Choose the custom match option from the Custom type dropdown and select Download template. You need a separate template for each match option.
A template file downloads. Open it and fill in the details. The template contains fields to specify the entity and the entity primary key values to be used in the custom match. For example, if you want primary key 12345 from Sales entity to always match with primary key 34567 from Contact entity, fill in the template:
- Entity1: Sales
- Entity1Key: 12345
- Entity2: Contact
- Entity2Key: 34567
The same template file can specify custom match records from multiple entities.
If you want to specify custom matching for deduplication on an entity, provide the same entity as both Entity1 and Entity2 and set the different primary key values.
After adding all the overrides, save the template file.
Go to Data > Data sources and ingest the template files as new entities.
After uploading the files and entities are available, select the Custom match option again. You'll see options to specify the entities you want to include. Select the required entities from the dropdown menu and select Done.
Applying the custom match depends on the match option you want to use.
- For Always match or Never match, proceed to the next step.
- For Custom bypass or Alias mapping, select Edit on an existing match rule or create a new rule. In the Normalizations dropdown, choose the Custom bypass or Alias mapping option and select Done.

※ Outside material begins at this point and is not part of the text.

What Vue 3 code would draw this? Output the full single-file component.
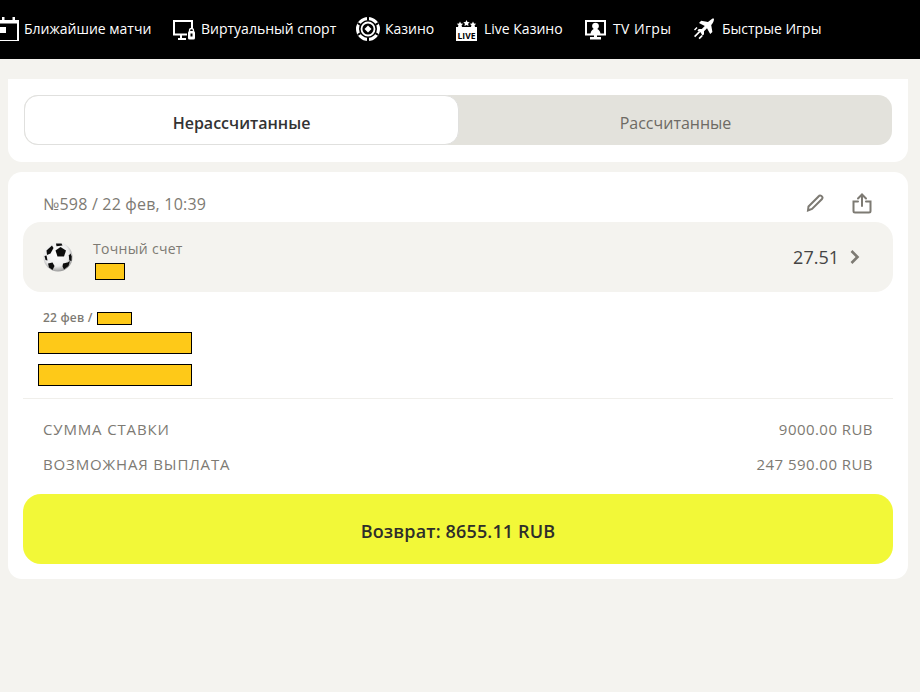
<script setup>
const nav = [
  { key: 'cal', label: 'Ближайшие матчи' },
  { key: 'virt', label: 'Виртуальный спорт' },
  { key: 'casino', label: 'Казино' },
  { key: 'live', label: 'Live Казино' },
  { key: 'tv', label: 'TV Игры' },
  { key: 'fast', label: 'Быстрые Игры' }
]
</script>

<template>
  <div class="page">
    <header class="nav">
      <a v-for="n in nav" :key="n.key" class="nav-item" :class="'i-' + n.key">
        <svg v-if="n.key === 'cal'" width="24" height="24" viewBox="0 0 24 24">
          <path fill="#fff" d="M6 0h2.500v3h8V0H19v3h4v22H0V3h6zM2 6.500V23h19V6.500z"/>
          <rect x="0" y="10" width="10" height="6" fill="#fff"/>
        </svg>
        <svg v-else-if="n.key === 'virt'" width="24" height="24" viewBox="0 0 24 24">
          <path fill="#fff" d="M0 3h20v8h-2V5H2v11.500h12v2H9V21h4v2H5v-2h2v-2.500H0z"/>
          <rect x="15" y="14" width="7" height="8.500" rx="1.500" fill="#fff"/>
          <circle cx="18.500" cy="13.500" r="2" fill="none" stroke="#fff" stroke-width="1.300"/>
          <rect x="17.500" y="16.500" width="2" height="3" fill="#000"/>
        </svg>
        <svg v-else-if="n.key === 'casino'" width="24" height="24" viewBox="0 0 24 24">
          <circle cx="12" cy="12" r="10.500" fill="none" stroke="#fff" stroke-width="3"/>
          <circle cx="12" cy="12" r="6.500" fill="none" stroke="#fff" stroke-width="1.800"/>
          <path fill="#fff" d="M12 8.500l3.500 3.500-3.500 3.500L8.500 12z"/>
          <path stroke="#000" stroke-width="2" d="M12 0v3.500M12 20.500v3.500M1.600 6l3 1.800M19.400 16.200l3 1.800M1.600 18l3-1.800M19.400 7.800l3-1.800"/>
        </svg>
        <svg v-else-if="n.key === 'live'" width="24" height="24" viewBox="0 0 24 24">
          <rect x="0" y="10" width="21" height="14" fill="#fff"/>
          <path fill="#fff" d="M4 4.500l1 2 2.200.3-1.600 1.500.4 1.700h-4l.4-1.700L.8 6.800 3 6.500zM10.500 3l1 2 2.200.3-1.600 1.500.4 2.200-2-1-2 1 .4-2.200-1.600-1.500L9.500 5zM17 4.500l1 2 2.200.3-1.600 1.500.4 1.700h-4l.4-1.700-1.600-1.500 2.200-.3z"/>
          <text x="10.500" y="22" text-anchor="middle" class="live-t">LIVE</text>
        </svg>
        <svg v-else-if="n.key === 'tv'" width="24" height="24" viewBox="0 0 24 24">
          <path fill="#fff" fill-rule="evenodd" d="M0 3h21v15.500h-9V20h4v2.500H5V20h4v-1.500H0zM2 5v11.500h3.500c.4-2.800 2-4 3.300-4.500a3.400 3.400 0 1 1 3.400 0c1.300.5 2.900 1.700 3.300 4.500H19V5z"/>
        </svg>
        <svg v-else width="24" height="24" viewBox="0 0 24 24">
          <g fill="#fff">
            <path d="M19.500 1.500c1.300-.3 1.700.1 1.400 1.400-.4 1.900-1.400 3.600-2.700 5.200l1.200 6.800-2.200 2.200-3.200-5.800-3 3v3l-1.500 1.400-1.800-3.300-3.300-1.800 1.400-1.500h3l3-3-5.800-3.200 2.200-2.200 6.800 1.200c1.400-1.300 2.900-2.300 4.500-3.400z"/>
            <path d="M1 12.500l2.500-2.500 1 1L2 13.500zM1 19l5-5 1.200 1.200-5 5zM5.500 21l3-3 1.200 1.200-3 3z"/>
          </g>
        </svg>
        <span>{{ n.label }}</span>
      </a>
    </header>

    <main class="content">
      <section class="card tabs-card">
        <div class="tabs">
          <button class="tab active">Нерассчитанные</button>
          <button class="tab">Рассчитанные</button>
        </div>
      </section>

      <section class="card bet">
        <div class="bet-head">
          <span class="bet-id">№598 / 22 фев, 10:39</span>
          <div class="actions">
            <svg width="20" height="20" viewBox="0 0 20 20">
              <path fill="none" stroke="#7d7a73" stroke-width="2" d="M3.500 12.500L13.500 2.500a1.800 1.800 0 0 1 3.500 2.500L7 15l-4 1.500z"/>
            </svg>
            <svg width="20" height="22" viewBox="0 0 20 22">
              <path fill="none" stroke="#7d7a73" stroke-width="2" stroke-linecap="round" d="M10 13V2M6 5.500L10 1.500l4 4M6 8.500H1.500v9.500A1.500 1.500 0 0 0 3 19.500h14a1.500 1.500 0 0 0 1.500-1.500V8.500H14"/>
            </svg>
          </div>
        </div>

        <div class="market">
          <svg class="ball" width="30" height="30" viewBox="0 0 30 30">
            <defs>
              <radialGradient id="b" cx="45%" cy="40%" r="60%">
                <stop offset="0" stop-color="#fff"/>
                <stop offset="0.7" stop-color="#eee"/>
                <stop offset="1" stop-color="#9a9a9a"/>
              </radialGradient>
              <filter id="s"><feGaussianBlur stdDeviation="0.7"/></filter>
            </defs>
            <circle cx="15" cy="15" r="14.500" fill="url(#b)"/>
            <g fill="#111" filter="url(#s)">
              <path d="M17.500 5l5.500 3.500-2 6h-6.500L12.500 8.500z"/>
              <path d="M3.500 8.500L9 3.500l1.500 2.500L7.500 11.500 4 13z"/>
              <path d="M1.500 14l2-.5 1 5-2-.5z"/>
              <path d="M5 21.500l4.500-1 2 3.500-2 4-3.500-2.500z"/>
              <path d="M20 21.500l4.500-1 2.500-1.500-1.500 5-4.500 3.500-1.500-3z"/>
              <path d="M13 1.500h5.500l1 2-6 .8z"/>
              <path d="M27.500 11.500l1.200 3-.2 4.500-2.200-.5-.5-5z"/>
            </g>
          </svg>
          <div class="market-info">
            <div class="market-name">Точный счет</div>
            <div class="mask m-score"></div>
          </div>
          <span class="odds">27.51</span>
          <svg class="chev" width="12" height="16" viewBox="0 0 12 16">
            <path fill="none" stroke="#7d7a73" stroke-width="2.600" d="M2.500 2l6 6-6 6"/>
          </svg>
        </div>

        <div class="event">
          <div class="event-date">22 фев / <span class="mask m-time"></span></div>
          <div class="mask m-team"></div>
          <div class="mask m-team"></div>
        </div>

        <div class="totals">
          <div class="row"><span class="lbl">СУММА СТАВКИ</span><span class="val">9000.00 RUB</span></div>
          <div class="row"><span class="lbl">ВОЗМОЖНАЯ ВЫПЛАТА</span><span class="val">247 590.00 RUB</span></div>
        </div>

        <button class="refund">Возврат: 8655.11 RUB</button>
      </section>
    </main>
  </div>
</template>

<style>
html, body { margin: 0; background: #f4f3ef; }
</style>

<style scoped>
.page {
  width: 920px;
  height: 692px;
  overflow: hidden;
  background: #f4f3ef;
  font-family: "Open Sans", "Noto Sans", sans-serif;
}
.nav {
  height: 59px;
  box-sizing: border-box;
  padding-bottom: 1px;
  background: #000;
  display: flex;
  align-items: center;
  white-space: nowrap;
  overflow: hidden;
}
.nav-item {
  display: flex;
  align-items: center;
  gap: 4px;
  color: #fff;
  font-size: 14px;
  flex: none;
}
.nav-item span { margin-bottom: 2px; }
.i-cal { margin-left: -4px; width: 177px; }
.i-virt { width: 183px; }
.i-casino { width: 100px; }
.i-live { width: 129px; }
.i-tv { width: 108px; }
.i-casino span, .i-fast span { margin-left: 1px; }
.i-tv span { letter-spacing: 0.4px; }
.content {
  padding: 20px 12px 0 8px;
  display: flex;
  flex-direction: column;
  gap: 10px;
}
.card { background: #fff; }
.tabs-card {
  height: 83px;
  box-sizing: border-box;
  padding: 16px 16px 17px;
  border-radius: 0 0 14px 14px;
}
.tabs {
  display: flex;
  height: 50px;
  background: #e3e2dc;
  border-radius: 14px;
}
.tab {
  flex: 1;
  height: 50px;
  border: 0;
  background: transparent;
  font: 400 16px "Open Sans", "Noto Sans", sans-serif;
  color: #6d6a64;
  padding: 6px 0 0;
}
.tab.active {
  background: #fff;
  border: 1px solid #e0e0de;
  border-radius: 14px;
  color: #333;
  font-weight: 600;
}
.bet {
  height: 407px;
  box-sizing: border-box;
  border-radius: 14px;
  padding: 15px;
  display: flex;
  flex-direction: column;
}
.bet-head {
  height: 35px;
  display: flex;
  justify-content: space-between;
  align-items: center;
  padding: 0 20px;
}
.bet-id { font-size: 16px; letter-spacing: 0.2px; color: #7d7a73; margin-top: -1px; }
.actions { display: flex; gap: 27px; align-items: center; margin-top: -2px; margin-right: 1px; }
.market {
  height: 70px;
  background: #f4f3ef;
  border-radius: 18px;
  display: flex;
  align-items: center;
  padding: 0 32px 0 20px;
}
.ball { flex: none; margin-top: -1px; }
.market-info { margin-left: 20px; flex: 1; }
.market-name { font-size: 14px; letter-spacing: 0.3px; color: #7d7a73; line-height: 20px; margin-top: 4px; }
.mask {
  background: #fec918;
  border: 1px solid #000;
  box-sizing: border-box;
}
.m-score { width: 30px; height: 17px; margin: 4px 0 0 2px; }
.odds { font-size: 18px; color: #444; margin-right: 10px; }
.event { padding: 19px 0 0 15px; display: flex; flex-direction: column; }
.event-date {
  font-size: 12px;
  letter-spacing: 0.2px;
  font-weight: 600;
  color: #7d7a73;
  height: 14px;
  line-height: 14px;
  display: flex;
  gap: 3px;
  align-items: center;
  padding-left: 5px;
}
.m-time { display: inline-block; width: 35px; height: 13px; margin-left: 1px; }
.m-team { width: 154px; height: 22px; margin-top: 10px; }
.event-date + .m-team { margin-top: 7px; }
.totals {
  margin-top: 12px;
  border-top: 1px solid #f0efeb;
  padding: 18px 20px 0;
  display: flex;
  flex-direction: column;
  gap: 11px;
}
.row {
  display: flex;
  justify-content: space-between;
  font-size: 15px;
  line-height: 24px;
  color: #7d7a73;
}
.lbl { letter-spacing: 0.85px; }
.val { letter-spacing: 0.45px; }
.refund {
  margin-top: 18px;
  height: 70px;
  border: 0;
  padding: 4px 0 0;
  border-radius: 18px;
  background: #f2f838;
  color: #2e2e2a;
  font: 600 18px "Open Sans", "Noto Sans", sans-serif;
  letter-spacing: 0.15px;
}
.live-t {
  font: 700 8.500px "Open Sans", sans-serif;
  fill: #000;
}
</style>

Select Save on the Match page to apply the custom match configuration.
Select Run on the Match page to start the matching process. Other specified match rules are overridden by the custom match configuration.
- Self-conflation doesn't show the normalized data in deduplication entities. However, it applies the normalization internally during deduplication. It's by design for all normalizations.
- If the semantic type setting is removed in the Map phase when a match rule uses Alias mapping or Custom bypass, the normalization won't be applied. It only happens if you clear the semantic type after configuring the normalization in the match rule because the semantic type will be unknown.
After completing the match process for at least one match pair, continue to the Merge step.